▸ Data section:
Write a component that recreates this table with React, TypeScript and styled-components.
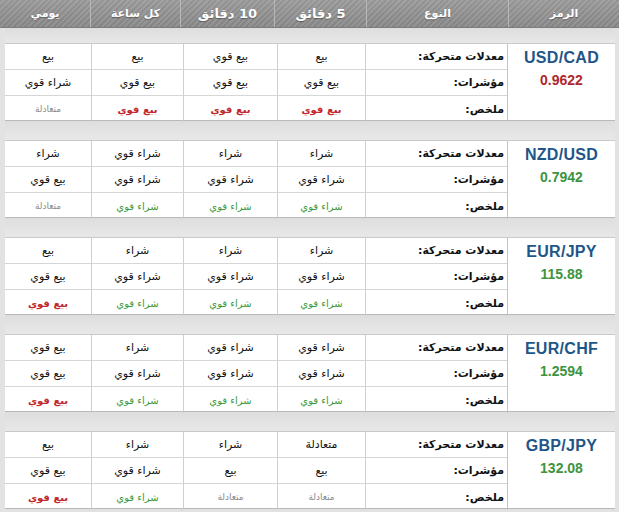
import React, { FC } from 'react'
import styled, { createGlobalStyle } from 'styled-components'

const GlobalStyle = createGlobalStyle`
  html, body {
    margin: 0;
    padding: 0;
    background: #ffffff;
  }
`

const COLUMNS_HEAD = '111px 142px 92px 94px 90px 1fr'
const COLUMNS_BODY = '108px 142px 88px 94px 92px 86px'

const Page = styled.div`
  width: 619px;
  height: 512px;
  overflow: hidden;
  direction: rtl;
  background: #e2e2e2;
  font-family: 'DejaVu Sans', sans-serif;
`

const Head = styled.div`
  display: grid;
  grid-template-columns: ${COLUMNS_HEAD};
  height: 28px;
  background:
    linear-gradient(180deg, rgba(255, 255, 255, 0.08), rgba(0, 0, 0, 0.06)),
    repeating-linear-gradient(135deg, #8c8c8c 0 2px, #9b9b9b 2px 4px);
  border-bottom: 1px solid #7c7c7c;
  box-sizing: border-box;
`

const HeadCell = styled.div`
  display: flex;
  align-items: center;
  justify-content: center;
  color: #ffffff;
  font-size: 11px;
  font-weight: bold;
  text-shadow: 0 1px 1px rgba(0, 0, 0, 0.35);
  border-left: 1px solid #b8b8b8;

  &:last-child {
    border-left: none;
  }

  &.big {
    font-size: 13px;
  }
`

const Body = styled.div`
  padding: 0 4px 0 5px;
`

const Band = styled.div<{ $first?: boolean }>`
  height: ${({ $first }) => ($first ? 15 : 19)}px;
  background: linear-gradient(180deg, #dedede, #e8e8e8);
`

const Group = styled.div`
  display: grid;
  grid-template-columns: ${COLUMNS_BODY};
  grid-template-rows: repeat(3, 26px);
  background: #ffffff;
  border-top: 1px solid #c9c9c9;
  border-bottom: 1px solid #b9b9b9;
  box-sizing: border-box;
  height: 78px;
`

const SymbolCell = styled.div`
  grid-row: span 3;
  display: flex;
  flex-direction: column;
  align-items: center;
  padding-top: 5px;
  gap: 5px;
  border-left: 1px solid #c4c4c4;
  direction: ltr;
  font-family: 'Liberation Sans', Arial, sans-serif;
  font-weight: bold;
`

const Pair = styled.div`
  color: #1f5688;
  font-size: 16px;
  letter-spacing: 0.3px;
`

const Price = styled.div<{ $up: boolean }>`
  color: ${({ $up }) => ($up ? '#3d9440' : '#b0282c')};
  font-size: 14px;
`

const Cell = styled.div<{ $last?: boolean; $bottom?: boolean }>`
  display: flex;
  align-items: center;
  justify-content: center;
  color: #111111;
  font-size: 11px;
  border-left: ${({ $last }) => ($last ? 'none' : '1px solid #cfcfcf')};
  border-bottom: ${({ $bottom }) => ($bottom ? 'none' : '1px solid #d6d6d6')};
  box-sizing: border-box;
  white-space: nowrap;

  &.label {
    justify-content: flex-start;
    padding-right: 3px;
    font-weight: bold;
  }

  &.sell {
    color: #c1272d;
    font-size: 10px;
    font-weight: bold;
  }

  &.buy {
    color: #3a9a3c;
    font-size: 10px;
  }

  &.neutral {
    color: #8a8a8a;
    font-size: 9px;
  }
`

type Row = [string, string, string, string]

interface Pair {
  symbol: string
  price: string
  up: boolean
  ma: Row
  ind: Row
  sum: Row
}

const pairs: Pair[] = [
  {
    symbol: 'USD/CAD',
    price: '0.9622',
    up: false,
    ma: ['بيع', 'بيع قوي', 'بيع', 'بيع'],
    ind: ['بيع قوي', 'بيع قوي', 'بيع قوي', 'شراء قوي'],
    sum: ['بيع قوي', 'بيع قوي', 'بيع قوي', 'متعادلة'],
  },
  {
    symbol: 'NZD/USD',
    price: '0.7942',
    up: true,
    ma: ['شراء', 'شراء', 'شراء قوي', 'شراء'],
    ind: ['شراء قوي', 'شراء قوي', 'شراء قوي', 'بيع قوي'],
    sum: ['شراء قوي', 'شراء قوي', 'شراء قوي', 'متعادلة'],
  },
  {
    symbol: 'EUR/JPY',
    price: '115.88',
    up: true,
    ma: ['شراء', 'شراء', 'شراء', 'بيع'],
    ind: ['شراء قوي', 'شراء قوي', 'شراء قوي', 'بيع قوي'],
    sum: ['شراء قوي', 'شراء قوي', 'شراء قوي', 'بيع قوي'],
  },
  {
    symbol: 'EUR/CHF',
    price: '1.2594',
    up: true,
    ma: ['شراء قوي', 'شراء قوي', 'شراء', 'بيع قوي'],
    ind: ['شراء قوي', 'شراء قوي', 'شراء قوي', 'بيع قوي'],
    sum: ['شراء قوي', 'شراء قوي', 'شراء قوي', 'بيع قوي'],
  },
  {
    symbol: 'GBP/JPY',
    price: '132.08',
    up: true,
    ma: ['متعادلة', 'شراء', 'شراء', 'بيع'],
    ind: ['بيع', 'بيع', 'شراء قوي', 'بيع قوي'],
    sum: ['متعادلة', 'متعادلة', 'شراء قوي', 'بيع قوي'],
  },
]

const summaryClass = (value: string) => {
  if (value.startsWith('بيع')) return 'sell'
  if (value.startsWith('شراء')) return 'buy'
  return 'neutral'
}

const labels = ['معدلات متحركة:', 'مؤشرات:', 'ملخص:']

const PairGroup: FC<{ pair: Pair }> = ({ pair }) => {
  const rows: Row[] = [pair.ma, pair.ind, pair.sum]

  return (
    <Group>
      <SymbolCell>
        <Pair>{pair.symbol}</Pair>
        <Price $up={pair.up}>{pair.price}</Price>
      </SymbolCell>
      {rows.map((row, r) => (
        <React.Fragment key={r}>
          <Cell className="label" $bottom={r === 2}>
            {labels[r]}
          </Cell>
          {row.map((value, c) => (
            <Cell key={c} $last={c === 3} $bottom={r === 2} className={r === 2 ? summaryClass(value) : undefined}>
              {value}
            </Cell>
          ))}
        </React.Fragment>
      ))}
    </Group>
  )
}

export default function App() {
  return (
    <>
      <GlobalStyle />
      <Page>
        <Head>
          <HeadCell>الرمز</HeadCell>
          <HeadCell>النوع</HeadCell>
          <HeadCell className="big">5 دقائق</HeadCell>
          <HeadCell className="big">10 دقائق</HeadCell>
          <HeadCell>كل ساعة</HeadCell>
          <HeadCell>يومي</HeadCell>
        </Head>
        <Body>
          {pairs.map((pair, i) => (
            <React.Fragment key={pair.symbol}>
              <Band $first={i === 0} />
              <PairGroup pair={pair} />
            </React.Fragment>
          ))}
        </Body>
      </Page>
    </>
  )
}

▸ Directions: Repeat the lines above, starting at the first and stopping after the line that holds "const COLUMNS_BODY = '108px", with the pictures left out.

▸ Answer for the task:
Write a component that recreates this table with React, TypeScript and styled-components.
import React, { FC } from 'react'
import styled, { createGlobalStyle } from 'styled-components'

const GlobalStyle = createGlobalStyle`
  html, body {
    margin: 0;
    padding: 0;
    background: #ffffff;
  }
`

const COLUMNS_HEAD = '111px 142px 92px 94px 90px 1fr'
const COLUMNS_BODY = '108px 142px 88px 94px 92px 86px'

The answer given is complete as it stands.